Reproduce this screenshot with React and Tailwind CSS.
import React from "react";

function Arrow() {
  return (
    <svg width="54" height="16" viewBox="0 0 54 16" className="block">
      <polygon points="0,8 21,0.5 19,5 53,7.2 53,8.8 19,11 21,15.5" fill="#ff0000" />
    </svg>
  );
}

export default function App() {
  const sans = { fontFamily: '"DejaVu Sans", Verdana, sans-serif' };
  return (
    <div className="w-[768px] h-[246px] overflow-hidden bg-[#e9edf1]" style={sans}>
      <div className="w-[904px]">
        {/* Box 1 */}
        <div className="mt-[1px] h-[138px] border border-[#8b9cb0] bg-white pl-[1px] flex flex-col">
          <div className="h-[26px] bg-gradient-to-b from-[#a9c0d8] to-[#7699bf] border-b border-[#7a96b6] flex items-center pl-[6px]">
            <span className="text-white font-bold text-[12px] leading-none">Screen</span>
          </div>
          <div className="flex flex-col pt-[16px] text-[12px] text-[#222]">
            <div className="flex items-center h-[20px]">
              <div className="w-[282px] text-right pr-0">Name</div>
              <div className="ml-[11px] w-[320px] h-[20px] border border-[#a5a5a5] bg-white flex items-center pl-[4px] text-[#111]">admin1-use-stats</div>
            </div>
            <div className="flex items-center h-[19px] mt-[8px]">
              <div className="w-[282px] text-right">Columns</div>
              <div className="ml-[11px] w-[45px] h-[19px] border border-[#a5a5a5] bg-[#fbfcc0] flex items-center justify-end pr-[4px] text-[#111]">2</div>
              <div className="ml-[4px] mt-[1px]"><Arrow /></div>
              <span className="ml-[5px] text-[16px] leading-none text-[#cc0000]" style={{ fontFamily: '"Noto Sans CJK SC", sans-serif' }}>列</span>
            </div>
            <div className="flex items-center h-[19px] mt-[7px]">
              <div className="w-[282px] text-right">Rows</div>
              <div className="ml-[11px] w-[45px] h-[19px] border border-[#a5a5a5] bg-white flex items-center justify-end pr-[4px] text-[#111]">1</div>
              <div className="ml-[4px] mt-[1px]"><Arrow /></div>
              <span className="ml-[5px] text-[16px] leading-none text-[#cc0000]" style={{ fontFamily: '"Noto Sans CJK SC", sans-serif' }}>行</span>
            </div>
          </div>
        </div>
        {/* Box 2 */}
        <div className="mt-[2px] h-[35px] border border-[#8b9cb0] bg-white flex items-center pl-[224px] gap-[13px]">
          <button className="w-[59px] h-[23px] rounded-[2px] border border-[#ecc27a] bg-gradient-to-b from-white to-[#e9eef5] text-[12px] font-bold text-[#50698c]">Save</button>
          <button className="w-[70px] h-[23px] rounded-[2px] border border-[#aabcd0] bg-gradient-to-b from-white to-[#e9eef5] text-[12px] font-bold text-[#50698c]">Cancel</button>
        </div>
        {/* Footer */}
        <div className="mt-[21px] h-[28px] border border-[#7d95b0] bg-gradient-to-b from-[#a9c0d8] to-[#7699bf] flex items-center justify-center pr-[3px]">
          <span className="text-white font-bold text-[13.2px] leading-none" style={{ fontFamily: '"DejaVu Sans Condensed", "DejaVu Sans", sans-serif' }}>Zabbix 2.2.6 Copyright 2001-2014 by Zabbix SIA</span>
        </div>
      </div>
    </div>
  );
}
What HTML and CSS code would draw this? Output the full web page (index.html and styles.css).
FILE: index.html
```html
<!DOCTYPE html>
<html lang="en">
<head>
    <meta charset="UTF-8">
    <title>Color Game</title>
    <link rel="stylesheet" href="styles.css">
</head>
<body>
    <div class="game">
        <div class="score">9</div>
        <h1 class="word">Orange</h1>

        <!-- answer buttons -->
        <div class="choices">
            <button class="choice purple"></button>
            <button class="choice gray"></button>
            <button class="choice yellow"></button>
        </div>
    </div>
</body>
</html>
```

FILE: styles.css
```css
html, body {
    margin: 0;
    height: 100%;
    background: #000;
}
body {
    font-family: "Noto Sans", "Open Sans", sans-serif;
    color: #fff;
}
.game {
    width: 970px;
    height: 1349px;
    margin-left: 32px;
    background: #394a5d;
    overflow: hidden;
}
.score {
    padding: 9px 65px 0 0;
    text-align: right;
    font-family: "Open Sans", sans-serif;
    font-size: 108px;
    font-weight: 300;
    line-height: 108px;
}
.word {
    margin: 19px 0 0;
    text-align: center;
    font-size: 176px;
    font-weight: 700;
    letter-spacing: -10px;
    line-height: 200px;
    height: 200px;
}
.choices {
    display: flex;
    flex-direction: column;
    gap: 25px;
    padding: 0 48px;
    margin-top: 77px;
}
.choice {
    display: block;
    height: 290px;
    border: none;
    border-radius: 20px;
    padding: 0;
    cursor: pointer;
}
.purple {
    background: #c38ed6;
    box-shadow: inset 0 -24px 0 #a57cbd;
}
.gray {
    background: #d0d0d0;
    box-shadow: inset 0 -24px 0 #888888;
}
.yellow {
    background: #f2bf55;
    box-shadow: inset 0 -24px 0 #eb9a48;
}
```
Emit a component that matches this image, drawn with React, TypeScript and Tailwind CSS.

Instruction: Copy every line exactly. Leave nothing out.

Correct output:
Reproduce this screenshot with React and Tailwind CSS.
import React from "react";

function Arrow() {
  return (
    <svg width="54" height="16" viewBox="0 0 54 16" className="block">
      <polygon points="0,8 21,0.5 19,5 53,7.2 53,8.8 19,11 21,15.5" fill="#ff0000" />
    </svg>
  );
}

export default function App() {
  const sans = { fontFamily: '"DejaVu Sans", Verdana, sans-serif' };
  return (
    <div className="w-[768px] h-[246px] overflow-hidden bg-[#e9edf1]" style={sans}>
      <div className="w-[904px]">
        {/* Box 1 */}
        <div className="mt-[1px] h-[138px] border border-[#8b9cb0] bg-white pl-[1px] flex flex-col">
          <div className="h-[26px] bg-gradient-to-b from-[#a9c0d8] to-[#7699bf] border-b border-[#7a96b6] flex items-center pl-[6px]">
            <span className="text-white font-bold text-[12px] leading-none">Screen</span>
          </div>
          <div className="flex flex-col pt-[16px] text-[12px] text-[#222]">
            <div className="flex items-center h-[20px]">
              <div className="w-[282px] text-right pr-0">Name</div>
              <div className="ml-[11px] w-[320px] h-[20px] border border-[#a5a5a5] bg-white flex items-center pl-[4px] text-[#111]">admin1-use-stats</div>
            </div>
            <div className="flex items-center h-[19px] mt-[8px]">
              <div className="w-[282px] text-right">Columns</div>
              <div className="ml-[11px] w-[45px] h-[19px] border border-[#a5a5a5] bg-[#fbfcc0] flex items-center justify-end pr-[4px] text-[#111]">2</div>
              <div className="ml-[4px] mt-[1px]"><Arrow /></div>
              <span className="ml-[5px] text-[16px] leading-none text-[#cc0000]" style={{ fontFamily: '"Noto Sans CJK SC", sans-serif' }}>列</span>
            </div>
            <div className="flex items-center h-[19px] mt-[7px]">
              <div className="w-[282px] text-right">Rows</div>
              <div className="ml-[11px] w-[45px] h-[19px] border border-[#a5a5a5] bg-white flex items-center justify-end pr-[4px] text-[#111]">1</div>
              <div className="ml-[4px] mt-[1px]"><Arrow /></div>
              <span className="ml-[5px] text-[16px] leading-none text-[#cc0000]" style={{ fontFamily: '"Noto Sans CJK SC", sans-serif' }}>行</span>
            </div>
          </div>
        </div>
        {/* Box 2 */}
        <div className="mt-[2px] h-[35px] border border-[#8b9cb0] bg-white flex items-center pl-[224px] gap-[13px]">
          <button className="w-[59px] h-[23px] rounded-[2px] border border-[#ecc27a] bg-gradient-to-b from-white to-[#e9eef5] text-[12px] font-bold text-[#50698c]">Save</button>
          <button className="w-[70px] h-[23px] rounded-[2px] border border-[#aabcd0] bg-gradient-to-b from-white to-[#e9eef5] text-[12px] font-bold text-[#50698c]">Cancel</button>
        </div>
        {/* Footer */}
        <div className="mt-[21px] h-[28px] border border-[#7d95b0] bg-gradient-to-b from-[#a9c0d8] to-[#7699bf] flex items-center justify-center pr-[3px]">
          <span className="text-white font-bold text-[13.2px] leading-none" style={{ fontFamily: '"DejaVu Sans Condensed", "DejaVu Sans", sans-serif' }}>Zabbix 2.2.6 Copyright 2001-2014 by Zabbix SIA</span>
        </div>
      </div>
    </div>
  );
}
What HTML and CSS code would draw this? Output the full web page (index.html and styles.css).
FILE: index.html
```html
<!DOCTYPE html>
<html lang="en">
<head>
    <meta charset="UTF-8">
    <title>Color Game</title>
    <link rel="stylesheet" href="styles.css">
</head>
<body>
    <div class="game">
        <div class="score">9</div>
        <h1 class="word">Orange</h1>

        <!-- answer buttons -->
        <div class="choices">
            <button class="choice purple"></button>
            <button class="choice gray"></button>
            <button class="choice yellow"></button>
        </div>
    </div>
</body>
</html>
```

FILE: styles.css
```css
html, body {
    margin: 0;
    height: 100%;
    background: #000;
}
body {
    font-family: "Noto Sans", "Open Sans", sans-serif;
    color: #fff;
}
.game {
    width: 970px;
    height: 1349px;
    margin-left: 32px;
    background: #394a5d;
    overflow: hidden;
}
.score {
    padding: 9px 65px 0 0;
    text-align: right;
    font-family: "Open Sans", sans-serif;
    font-size: 108px;
    font-weight: 300;
    line-height: 108px;
}
.word {
    margin: 19px 0 0;
    text-align: center;
    font-size: 176px;
    font-weight: 700;
    letter-spacing: -10px;
    line-height: 200px;
    height: 200px;
}
.choices {
    display: flex;
    flex-direction: column;
    gap: 25px;
    padding: 0 48px;
    margin-top: 77px;
}
.choice {
    display: block;
    height: 290px;
    border: none;
    border-radius: 20px;
    padding: 0;
    cursor: pointer;
}
.purple {
    background: #c38ed6;
    box-shadow: inset 0 -24px 0 #a57cbd;
}
.gray {
    background: #d0d0d0;
    box-shadow: inset 0 -24px 0 #888888;
}
.yellow {
    background: #f2bf55;
    box-shadow: inset 0 -24px 0 #eb9a48;
}
```
Emit a component that matches this image, drawn with React, TypeScript and Tailwind CSS.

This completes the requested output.